ONNX Runtime inserts additional graph operations such as:

QuantizeLinear
DequantizeLinear
Requantization / rescaling
Cast operations

These operators introduce:

additional memory traffic
tensor format transitions
synchronization overhead
reduced kernel fusion opportunities

The overhead exceeds the computational savings from INT8 arithmetic.

Evidence From Profiling

Observed operator counts:

Model	Total Ops
FP32	502
INT8	1848

The INT8 graph contained approximately:

3.68× more operators than the FP32 graph

This is a strong indication that quantization introduced many auxiliary conversion operations.

Why This Happens

Quantization is not simply:

FP32 weights → INT8 weights

Each tensor in the graph also carries:

scale
zero point
quantization range

A quantized tensor is represented approximately as:

real_value ≈ scale × (int8_value − zero_point)

Different operators frequently produce activations with different ranges.

As a result, intermediate tensors often require:

INT8 → rescale/requantize → INT8

or even:

INT8 → FP32 → INT8

when the next operator cannot directly consume the current quantization parameters.

Why EfficientNet_V2_Small Is Particularly Sensitive

EfficientNet_V2_Small contains many operations that are less quantization-friendly than plain convolution layers.

Examples include:

Sigmoid
elementwise Multiply
ReduceMean
squeeze-and-excitation blocks

These operators are harder to fuse into pure integer execution pipelines.
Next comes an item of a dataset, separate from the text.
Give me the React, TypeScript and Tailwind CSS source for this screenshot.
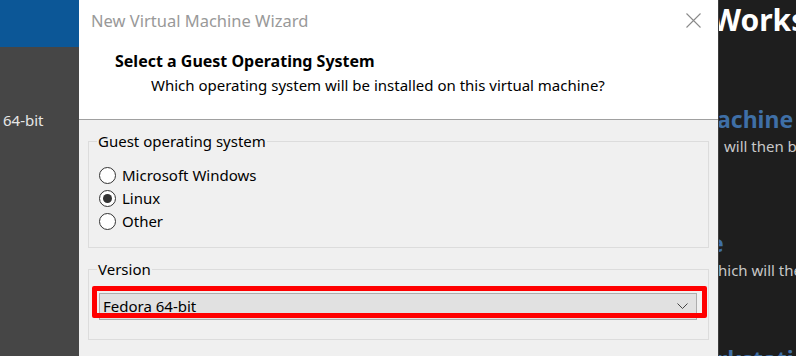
import React from 'react';

const font = { fontFamily: '"Noto Sans", "Open Sans", sans-serif' };

const Radio: React.FC<{ label: string; checked?: boolean }> = ({ label, checked }) => (
  <div className="flex items-center h-[23px]">
    <span className="w-[17px] h-[17px] rounded-full border border-[#333] bg-white flex items-center justify-center">
      {checked && <span className="w-[9px] h-[9px] rounded-full bg-[#333]" />}
    </span>
    <span className="ml-[6px] text-[15px] text-black leading-none">{label}</span>
  </div>
);

export default function App() {
  return (
    <div className="relative flex w-[796px] h-[356px] overflow-hidden" style={font}>
      {/* left app strip */}
      <div className="w-[79px] flex flex-col bg-[#464646]">
        <div className="h-[47px] bg-[#0c5797]" />
        <div className="pt-[62px] pl-[3px] text-[15px] text-[#e6e6e6]">64-bit</div>
      </div>

      {/* wizard dialog */}
      <div className="w-[639px] flex flex-col bg-[#f0f0f0]">
        <div className="h-[120px] bg-white border-b border-[#a0a0a0] relative">
          <div className="pt-[9px] pl-[12px] text-[16.5px] text-[#999]">New Virtual Machine Wizard</div>
          <svg className="absolute left-[607px] top-[13px]" width="15" height="15" viewBox="0 0 15 15">
            <path d="M0.5 0.5 L14.5 14.5 M14.5 0.5 L0.5 14.5" stroke="#8a8a8a" strokeWidth="1.1" />
          </svg>
          <div className="mt-[15px] pl-[36px] text-[16px] font-bold text-black">Select a Guest Operating System</div>
          <div className="mt-[1px] pl-[72px] text-[15px] text-black">
            Which operating system will be installed on this virtual machine?
          </div>
        </div>

        <div className="px-[9px] pt-[10px]">
          <fieldset className="h-[118px] border border-[#dcdcdc] pl-[10px] pr-[10px]">
            <legend className="px-[1px] ml-[-2px] text-[15px] text-black">Guest operating system</legend>
            <div className="mt-[11px] flex flex-col">
              <Radio label="Microsoft Windows" />
              <Radio label="Linux" checked />
              <Radio label="Other" />
            </div>
          </fieldset>

          <fieldset className="mt-[10px] h-[82px] border border-[#dcdcdc] pl-[10px] pr-[11px]">
            <legend className="px-[1px] ml-[-2px] text-[15px] text-black">Version</legend>
            <div className="mt-[12px] h-[27px] bg-[#e1e1e1] border border-[#adadad] flex items-center justify-between pl-[3px] pr-[8px]">
              <span className="text-[15px] text-black">Fedora 64-bit</span>
              <svg width="11" height="6" viewBox="0 0 11 6">
                <path d="M0.5 0.5 L5.5 5.5 L10.5 0.5" stroke="#444" strokeWidth="1" fill="none" />
              </svg>
            </div>
          </fieldset>
        </div>
      </div>

      {/* right app strip */}
      <div className="flex-1 bg-[#1e1e1e] border-l border-[#3c3c3c] overflow-hidden whitespace-nowrap flex flex-col">
        <div className="ml-[-7px] mt-[-2px] text-[30px] font-bold text-white leading-[44px]">Workstation Pro</div>
        <div className="ml-[-2px] mt-[62px] text-[23px] font-bold text-[#3f6fa6] leading-[30px]">achine</div>
        <div className="ml-[5px] mt-[2px] text-[15px] text-[#c8c8c8] leading-[20px]">will then be</div>
        <div className="ml-[-9px] mt-[72px] text-[23px] font-bold text-[#3f6fa6] leading-[30px]">e</div>
        <div className="ml-[-1px] mt-[2px] text-[15px] text-[#c8c8c8] leading-[20px]">hich will then</div>
        <div className="ml-[-2px] mt-[64px] text-[23px] font-bold text-[#3f6fa6] leading-[30px]">rkstation</div>
      </div>

      {/* red highlight */}
      <div className="absolute left-[92px] top-[286px] w-[615px] h-[32px] border-[5px] border-[#ff0000] rounded-[2px]" />
    </div>
  );
}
For example, sigmoid is inherently nonlinear:

σ(x) = 1 / (1 + exp(-x))

Unlike convolution:

INT8 × INT8 → INT32 accumulation

sigmoid and similar operators often require:

approximation kernels
requantization
temporary higher-precision execution

This increases execution overhead.

Why VNNI Support Was Not Sufficient

The CPU supports:

AVX2
AVX-512
VNNI

These instructions accelerate integer GEMM/convolution operations.

However, VNNI acceleration only helps significantly when:

the graph is dominated by Conv/GEMM
operators are fused efficiently
execution remains mostly integer-only

In this case, a large fraction of the graph consisted of:

activation functions
elementwise operations
quantization boundary operations

Therefore, the theoretical VNNI advantage was not fully utilized.
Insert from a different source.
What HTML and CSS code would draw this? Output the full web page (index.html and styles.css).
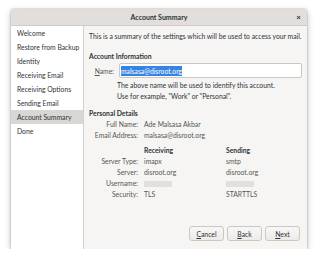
FILE: index.html
```html
<!DOCTYPE html>
<html>
<head>
<meta charset="utf-8">
<link rel="stylesheet" href="styles.css">
</head>
<body>
<div class="window">
  <div class="titlebar">
    <span class="title">Account Summary</span>
    <span class="close">×</span>
  </div>
  <div class="main">
    <ul class="sidebar">
      <li>Welcome</li>
      <li>Restore from Backup</li>
      <li>Identity</li>
      <li>Receiving Email</li>
      <li>Receiving Options</li>
      <li>Sending Email</li>
      <li class="active">Account Summary</li>
      <li>Done</li>
    </ul>
    <div class="content">
      <p class="intro">This is a summary of the settings which will be used to access your mail.</p>
      <h3 class="section">Account Information</h3>
      <div class="name-row">
        <span class="name-label"><u>N</u>ame:</span>
        <div class="input"><span class="sel">malsasa@disroot.org</span></div>
      </div>
      <p class="hint">The above name will be used to identify this account.<br>Use for example, "Work" or "Personal".</p>
      <h3 class="section pd">Personal Details</h3>
      <div class="grid">
        <span class="lbl">Full Name:</span><span class="val span2">Ade Malsasa Akbar</span>
        <span class="lbl">Email Address:</span><span class="val span2">malsasa@disroot.org</span>
        <span></span><span class="head">Receiving</span><span class="head">Sending</span>
        <span class="lbl">Server Type:</span><span class="val">imapx</span><span class="val">smtp</span>
        <span class="lbl">Server:</span><span class="val">disroot.org</span><span class="val">disroot.org</span>
        <span class="lbl">Username:</span><span class="val"><i class="blur"></i></span><span class="val"><i class="blur"></i></span>
        <span class="lbl">Security:</span><span class="val">TLS</span><span class="val">STARTTLS</span>
      </div>
      <div class="buttons">
        <button class="btn"><u>C</u>ancel</button>
        <button class="btn"><u>B</u>ack</button>
        <button class="btn"><u>N</u>ext</button>
      </div>
    </div>
  </div>
</div>
</body>
</html>
```
FILE: styles.css
```css
html, body {
  margin: 0;
  padding: 0;
  background: #ffffff;
}
body {
  font-family: "Lato", "Noto Sans", sans-serif;
  font-size: 6.8px;
  color: #2e3436;
}
.window {
  margin: 9px 0 0 11px;
  width: 296px;
  height: 240px;
  display: flex;
  flex-direction: column;
  border-radius: 3px 3px 0 0;
  box-shadow: 0 2px 6px rgba(0,0,0,0.28), 0 0 0 1px rgba(0,0,0,0.08);
  overflow: hidden;
  background: #f6f5f4;
}
.titlebar {
  height: 17px;
  flex: none;
  background: #e1dedb;
  border-bottom: 1px solid #d0cbc6;
  box-sizing: border-box;
  display: flex;
  align-items: center;
  justify-content: center;
  position: relative;
}
.title {
  font-weight: bold;
  font-size: 7px;
}
.close {
  position: absolute;
  right: 6px;
  top: 3px;
  font-size: 8px;
  font-weight: bold;
}
.main {
  flex: 1;
  display: flex;
}
.sidebar {
  list-style: none;
  margin: 0;
  padding: 0;
  width: 72px;
  flex: none;
  background: #ffffff;
  border-right: 1px solid #d5d0cc;
}
.sidebar li {
  height: 14px;
  line-height: 14px;
  padding-left: 6px;
  white-space: nowrap;
}
.sidebar li.active {
  background: #d9d7d4;
}
.content {
  flex: 1;
  padding: 5px 5px 8px 5px;
  display: flex;
  flex-direction: column;
}
.intro {
  margin: 0;
  line-height: 11px;
  white-space: nowrap;
}
.section {
  margin: 9px 0 0 0;
  font-size: 6.8px;
  font-weight: bold;
  line-height: 11px;
}
.name-row {
  display: flex;
  align-items: center;
  margin-top: 1px;
}
.name-label {
  width: 30px;
  flex: none;
  text-align: right;
  padding-right: 5px;
  box-sizing: border-box;
  color: #555753;
}
.input {
  flex: 1;
  height: 15px;
  box-sizing: border-box;
  background: #ffffff;
  border: 1px solid #cdc7c2;
  border-radius: 2px;
  display: flex;
  align-items: center;
  padding-left: 1px;
}
.sel {
  background: #3584e4;
  color: #ffffff;
  line-height: 10px;
}
.hint {
  margin: 2px 0 0 28px;
  line-height: 11px;
}
.pd {
  margin-top: 6px;
}
.grid {
  display: grid;
  grid-template-columns: 49px 76px 1fr;
  grid-template-rows: 10px 11px 15px 11px 11px 11px 11px;
  column-gap: 6px;
  line-height: 10px;
  color: #555753;
}
.lbl {
  text-align: right;
  white-space: nowrap;
  align-self: end;
}
.span2 {
  grid-column: span 2;
}
.head {
  font-weight: bold;
  color: #2e3436;
  align-self: end;
}
.val {
  white-space: nowrap;
  align-self: end;
}
.blur {
  display: inline-block;
  width: 28px;
  height: 6px;
  background: #e2e0de;
  vertical-align: middle;
}
.buttons {
  margin-top: auto;
  display: flex;
  justify-content: flex-end;
  gap: 3px;
  padding-right: 2px;
}
.btn {
  width: 35px;
  height: 15px;
  font-family: inherit;
  font-size: 6.8px;
  color: #2e3436;
  background: linear-gradient(#f8f7f6, #edebe9);
  border: 1px solid #cdc7c2;
  border-radius: 3px;
  padding: 0;
}
```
An important observation was that:

QOperator format performed substantially worse than QDQ format on x64

ONNX Runtime itself emitted the warning:

Please use QuantFormat.QDQ for activation type QInt8 and weight type QInt8.
Or it will lead to bad performance on x64.

This indicates that ONNX Runtime's x86 optimization stack is more heavily optimized around:

QDQ graph fusion

rather than direct execution of:

QLinearConv / QOperator graphs

As a result, many QOperator kernels likely executed through slower fallback implementations.

The CPU supports:

AVX2
AVX-512
VNNI

These instructions accelerate integer GEMM/convolution operations.

However, VNNI acceleration only helps significantly when:

the graph is dominated by Conv/GEMM
operators are fused efficiently
execution remains mostly integer-only

In this case, a large fraction of the graph consisted of:

activation functions
elementwise operations
quantization boundary operations

Therefore, the theoretical VNNI advantage was not fully utilized.

Why FP32 Performs Better

The FP32 execution path benefits from:

mature AVX2/oneDNN convolution kernels
aggressive graph optimization
fewer graph transitions
lower operator count

The INT8 execution path introduces:

additional quantization operators
rescaling overhead
less effective fusion
memory traffic from intermediate conversions

As a result, total execution latency increased despite reduced precision.

Important Technical Distinction

A quantized model is not necessarily:

fully integer-executed

There is a major difference between:

Quantized weights
End-to-end fused integer execution

The latter is required for substantial CPU speedups.

Conclusions

The experiments indicate that EfficientNet_V2_Small does not currently achieve efficient end-to-end INT8 execution on ONNX Runtime x64 CPUExecutionProvider.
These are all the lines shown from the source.